On one side is Alan Greenspan, whose The Age of Turbulence: Adventures in a New World offers his usual free market uber alles philosophy, while attempting to rehabilitate his tattered image (which is worth about as much as the U.S. dollar these days).

On the other side is Naomi Klein, whose The Shock Doctrine: The Rise of Disaster Capitalism offers an alternative economic history of the last 30 years and, using the war in Iraq as a mind-blowing example, pulls the curtain back on free market myths and exposes the forces that are really driving our economy.

Klein's book is powerful and prophetic. Greenspan's is pitiful and pathetic.

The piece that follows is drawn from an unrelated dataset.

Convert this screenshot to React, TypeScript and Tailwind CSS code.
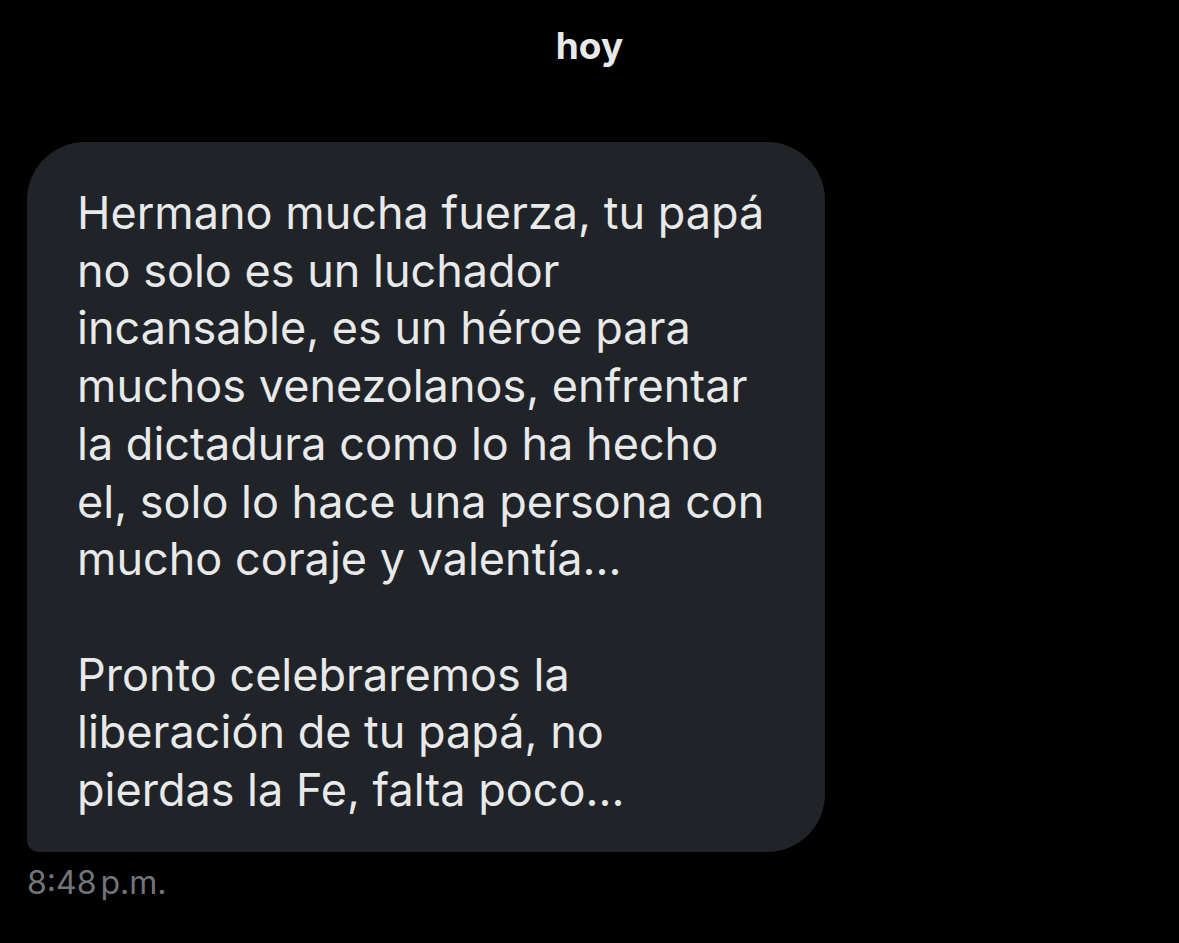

Yet it is Greenspan's 500-page memoir that been getting all the attention, as almost no traditional media outlet has been able to resist what Josh Marshall has aptly dubbed "The Greenspan Embarrassment Tour."

Greenspan's book is another in the growing pile penned by folks who lent their integrity to buttress the Bush presidency but who now, in horrified hindsight, want it back.

Now that it's clear what an unsound strategy investing in George Bush turned out to be, Greenspan wants us to know he was skeptical all along. Imagine his shock when he found out that in the Bush White House the "political operation was far more dominant" and that "little value was placed on rigorous economic policy debate or the weighing of long-term consequences." Yes, who could have imagined that sort of thing happening in a White House run by Karl Rove?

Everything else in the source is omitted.